Every line of the material is to be quoted verbatim, minus the pictures.

## Data

>> Start

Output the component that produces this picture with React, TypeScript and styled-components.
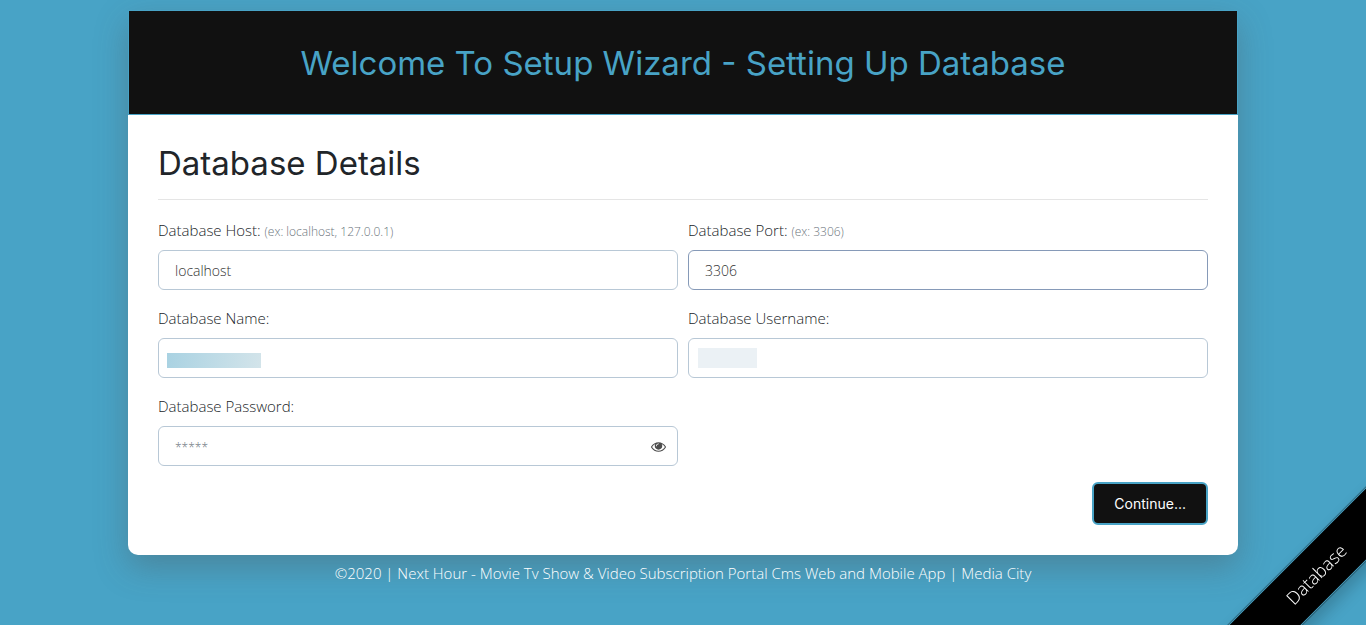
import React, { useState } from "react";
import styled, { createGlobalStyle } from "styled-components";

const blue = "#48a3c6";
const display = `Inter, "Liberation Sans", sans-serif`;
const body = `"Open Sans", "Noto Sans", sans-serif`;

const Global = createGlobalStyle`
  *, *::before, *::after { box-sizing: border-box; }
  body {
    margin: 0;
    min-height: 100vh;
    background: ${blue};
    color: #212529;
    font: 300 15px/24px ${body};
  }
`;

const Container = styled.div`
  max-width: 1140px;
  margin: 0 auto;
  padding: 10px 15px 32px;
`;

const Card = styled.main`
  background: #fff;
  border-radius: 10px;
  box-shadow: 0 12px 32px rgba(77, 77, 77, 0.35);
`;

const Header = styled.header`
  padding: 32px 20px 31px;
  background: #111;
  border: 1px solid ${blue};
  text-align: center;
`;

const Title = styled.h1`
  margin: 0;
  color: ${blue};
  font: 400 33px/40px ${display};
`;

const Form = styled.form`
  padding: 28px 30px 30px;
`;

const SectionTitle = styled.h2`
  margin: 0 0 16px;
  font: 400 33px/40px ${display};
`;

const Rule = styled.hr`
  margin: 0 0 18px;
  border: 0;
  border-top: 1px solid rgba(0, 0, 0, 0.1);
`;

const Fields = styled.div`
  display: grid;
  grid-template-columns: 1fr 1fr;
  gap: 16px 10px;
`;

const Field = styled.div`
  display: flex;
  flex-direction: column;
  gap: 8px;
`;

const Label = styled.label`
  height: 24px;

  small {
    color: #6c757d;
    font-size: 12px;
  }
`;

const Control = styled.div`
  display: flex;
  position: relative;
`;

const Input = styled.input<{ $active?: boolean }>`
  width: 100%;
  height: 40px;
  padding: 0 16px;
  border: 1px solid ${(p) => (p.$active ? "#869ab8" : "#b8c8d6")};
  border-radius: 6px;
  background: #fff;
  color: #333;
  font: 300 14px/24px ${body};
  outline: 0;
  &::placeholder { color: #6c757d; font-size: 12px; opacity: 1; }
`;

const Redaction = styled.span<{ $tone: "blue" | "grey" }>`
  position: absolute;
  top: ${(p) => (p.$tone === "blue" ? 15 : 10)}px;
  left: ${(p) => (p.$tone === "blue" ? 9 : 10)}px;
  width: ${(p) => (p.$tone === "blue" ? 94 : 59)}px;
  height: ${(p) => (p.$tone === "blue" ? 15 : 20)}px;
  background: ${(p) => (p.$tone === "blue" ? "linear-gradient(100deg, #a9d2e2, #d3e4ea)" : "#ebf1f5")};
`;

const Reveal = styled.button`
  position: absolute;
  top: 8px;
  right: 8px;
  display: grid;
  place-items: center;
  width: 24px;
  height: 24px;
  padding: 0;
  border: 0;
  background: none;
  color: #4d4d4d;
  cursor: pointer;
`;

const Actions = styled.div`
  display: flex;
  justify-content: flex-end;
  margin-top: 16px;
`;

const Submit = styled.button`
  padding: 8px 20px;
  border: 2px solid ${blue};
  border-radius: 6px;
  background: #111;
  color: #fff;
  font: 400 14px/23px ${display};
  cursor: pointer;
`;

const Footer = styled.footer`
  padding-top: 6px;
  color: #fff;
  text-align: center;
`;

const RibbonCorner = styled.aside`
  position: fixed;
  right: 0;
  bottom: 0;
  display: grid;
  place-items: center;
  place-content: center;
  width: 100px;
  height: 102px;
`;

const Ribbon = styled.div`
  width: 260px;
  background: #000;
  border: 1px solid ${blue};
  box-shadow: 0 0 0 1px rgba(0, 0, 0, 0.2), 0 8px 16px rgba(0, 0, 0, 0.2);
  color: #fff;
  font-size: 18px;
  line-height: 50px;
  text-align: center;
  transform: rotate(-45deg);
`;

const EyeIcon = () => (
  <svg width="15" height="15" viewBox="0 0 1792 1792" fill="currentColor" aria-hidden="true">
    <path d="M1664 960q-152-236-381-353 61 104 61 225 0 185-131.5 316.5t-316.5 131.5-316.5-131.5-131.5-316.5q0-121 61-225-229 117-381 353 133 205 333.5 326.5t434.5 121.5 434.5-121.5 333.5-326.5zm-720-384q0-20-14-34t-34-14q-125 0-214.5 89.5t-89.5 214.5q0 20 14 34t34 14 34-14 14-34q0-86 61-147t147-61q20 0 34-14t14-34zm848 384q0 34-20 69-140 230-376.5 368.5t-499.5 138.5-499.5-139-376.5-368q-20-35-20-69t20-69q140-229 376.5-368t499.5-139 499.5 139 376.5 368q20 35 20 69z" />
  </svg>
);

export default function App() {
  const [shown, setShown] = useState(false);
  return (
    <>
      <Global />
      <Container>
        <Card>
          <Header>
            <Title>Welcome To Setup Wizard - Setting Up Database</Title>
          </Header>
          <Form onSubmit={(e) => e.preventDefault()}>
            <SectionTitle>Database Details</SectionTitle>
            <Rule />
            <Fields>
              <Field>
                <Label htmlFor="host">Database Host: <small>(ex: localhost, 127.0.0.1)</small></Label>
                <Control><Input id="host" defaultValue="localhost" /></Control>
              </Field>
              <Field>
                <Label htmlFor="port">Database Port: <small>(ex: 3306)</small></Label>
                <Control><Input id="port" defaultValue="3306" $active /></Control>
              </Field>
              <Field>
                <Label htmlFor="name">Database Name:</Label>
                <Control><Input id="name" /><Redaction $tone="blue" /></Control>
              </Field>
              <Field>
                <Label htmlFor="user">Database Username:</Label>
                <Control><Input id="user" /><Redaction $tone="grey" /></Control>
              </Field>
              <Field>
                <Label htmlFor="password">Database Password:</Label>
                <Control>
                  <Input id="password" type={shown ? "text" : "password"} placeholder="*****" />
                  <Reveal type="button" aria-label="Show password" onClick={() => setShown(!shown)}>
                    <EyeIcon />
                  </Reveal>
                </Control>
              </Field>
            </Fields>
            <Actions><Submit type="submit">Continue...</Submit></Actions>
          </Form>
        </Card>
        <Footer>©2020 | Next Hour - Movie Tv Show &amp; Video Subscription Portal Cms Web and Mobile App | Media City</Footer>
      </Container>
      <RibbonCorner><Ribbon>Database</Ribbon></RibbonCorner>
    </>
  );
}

>> End

## Solution to the problem
Output the component that produces this picture with React, TypeScript and styled-components.
import React, { useState } from "react";
import styled, { createGlobalStyle } from "styled-components";

const blue = "#48a3c6";
const display = `Inter, "Liberation Sans", sans-serif`;
const body = `"Open Sans", "Noto Sans", sans-serif`;

const Global = createGlobalStyle`
  *, *::before, *::after { box-sizing: border-box; }
  body {
    margin: 0;
    min-height: 100vh;
    background: ${blue};
    color: #212529;
    font: 300 15px/24px ${body};
  }
`;

const Container = styled.div`
  max-width: 1140px;
  margin: 0 auto;
  padding: 10px 15px 32px;
`;

const Card = styled.main`
  background: #fff;
  border-radius: 10px;
  box-shadow: 0 12px 32px rgba(77, 77, 77, 0.35);
`;

const Header = styled.header`
  padding: 32px 20px 31px;
  background: #111;
  border: 1px solid ${blue};
  text-align: center;
`;

const Title = styled.h1`
  margin: 0;
  color: ${blue};
  font: 400 33px/40px ${display};
`;

const Form = styled.form`
  padding: 28px 30px 30px;
`;

const SectionTitle = styled.h2`
  margin: 0 0 16px;
  font: 400 33px/40px ${display};
`;

const Rule = styled.hr`
  margin: 0 0 18px;
  border: 0;
  border-top: 1px solid rgba(0, 0, 0, 0.1);
`;

const Fields = styled.div`
  display: grid;
  grid-template-columns: 1fr 1fr;
  gap: 16px 10px;
`;

const Field = styled.div`
  display: flex;
  flex-direction: column;
  gap: 8px;
`;

const Label = styled.label`
  height: 24px;

  small {
    color: #6c757d;
    font-size: 12px;
  }
`;

const Control = styled.div`
  display: flex;
  position: relative;
`;

const Input = styled.input<{ $active?: boolean }>`
  width: 100%;
  height: 40px;
  padding: 0 16px;
  border: 1px solid ${(p) => (p.$active ? "#869ab8" : "#b8c8d6")};
  border-radius: 6px;
  background: #fff;
  color: #333;
  font: 300 14px/24px ${body};
  outline: 0;
  &::placeholder { color: #6c757d; font-size: 12px; opacity: 1; }
`;

const Redaction = styled.span<{ $tone: "blue" | "grey" }>`
  position: absolute;
  top: ${(p) => (p.$tone === "blue" ? 15 : 10)}px;
  left: ${(p) => (p.$tone === "blue" ? 9 : 10)}px;
  width: ${(p) => (p.$tone === "blue" ? 94 : 59)}px;
  height: ${(p) => (p.$tone === "blue" ? 15 : 20)}px;
  background: ${(p) => (p.$tone === "blue" ? "linear-gradient(100deg, #a9d2e2, #d3e4ea)" : "#ebf1f5")};
`;

const Reveal = styled.button`
  position: absolute;
  top: 8px;
  right: 8px;
  display: grid;
  place-items: center;
  width: 24px;
  height: 24px;
  padding: 0;
  border: 0;
  background: none;
  color: #4d4d4d;
  cursor: pointer;
`;

const Actions = styled.div`
  display: flex;
  justify-content: flex-end;
  margin-top: 16px;
`;

const Submit = styled.button`
  padding: 8px 20px;
  border: 2px solid ${blue};
  border-radius: 6px;
  background: #111;
  color: #fff;
  font: 400 14px/23px ${display};
  cursor: pointer;
`;

const Footer = styled.footer`
  padding-top: 6px;
  color: #fff;
  text-align: center;
`;

const RibbonCorner = styled.aside`
  position: fixed;
  right: 0;
  bottom: 0;
  display: grid;
  place-items: center;
  place-content: center;
  width: 100px;
  height: 102px;
`;

const Ribbon = styled.div`
  width: 260px;
  background: #000;
  border: 1px solid ${blue};
  box-shadow: 0 0 0 1px rgba(0, 0, 0, 0.2), 0 8px 16px rgba(0, 0, 0, 0.2);
  color: #fff;
  font-size: 18px;
  line-height: 50px;
  text-align: center;
  transform: rotate(-45deg);
`;

const EyeIcon = () => (
  <svg width="15" height="15" viewBox="0 0 1792 1792" fill="currentColor" aria-hidden="true">
    <path d="M1664 960q-152-236-381-353 61 104 61 225 0 185-131.5 316.5t-316.5 131.5-316.5-131.5-131.5-316.5q0-121 61-225-229 117-381 353 133 205 333.5 326.5t434.5 121.5 434.5-121.5 333.5-326.5zm-720-384q0-20-14-34t-34-14q-125 0-214.5 89.5t-89.5 214.5q0 20 14 34t34 14 34-14 14-34q0-86 61-147t147-61q20 0 34-14t14-34zm848 384q0 34-20 69-140 230-376.5 368.5t-499.5 138.5-499.5-139-376.5-368q-20-35-20-69t20-69q140-229 376.5-368t499.5-139 499.5 139 376.5 368q20 35 20 69z" />
  </svg>
);

export default function App() {
  const [shown, setShown] = useState(false);
  return (
    <>
      <Global />
      <Container>
        <Card>
          <Header>
            <Title>Welcome To Setup Wizard - Setting Up Database</Title>
          </Header>
          <Form onSubmit={(e) => e.preventDefault()}>
            <SectionTitle>Database Details</SectionTitle>
            <Rule />
            <Fields>
              <Field>
                <Label htmlFor="host">Database Host: <small>(ex: localhost, 127.0.0.1)</small></Label>
                <Control><Input id="host" defaultValue="localhost" /></Control>
              </Field>
              <Field>
                <Label htmlFor="port">Database Port: <small>(ex: 3306)</small></Label>
                <Control><Input id="port" defaultValue="3306" $active /></Control>
              </Field>
              <Field>
                <Label htmlFor="name">Database Name:</Label>
                <Control><Input id="name" /><Redaction $tone="blue" /></Control>
              </Field>
              <Field>
                <Label htmlFor="user">Database Username:</Label>
                <Control><Input id="user" /><Redaction $tone="grey" /></Control>
              </Field>
              <Field>
                <Label htmlFor="password">Database Password:</Label>
                <Control>
                  <Input id="password" type={shown ? "text" : "password"} placeholder="*****" />
                  <Reveal type="button" aria-label="Show password" onClick={() => setShown(!shown)}>
                    <EyeIcon />
                  </Reveal>
                </Control>
              </Field>
            </Fields>
            <Actions><Submit type="submit">Continue...</Submit></Actions>
          </Form>
        </Card>
        <Footer>©2020 | Next Hour - Movie Tv Show &amp; Video Subscription Portal Cms Web and Mobile App | Media City</Footer>
      </Container>
      <RibbonCorner><Ribbon>Database</Ribbon></RibbonCorner>
    </>
  );
}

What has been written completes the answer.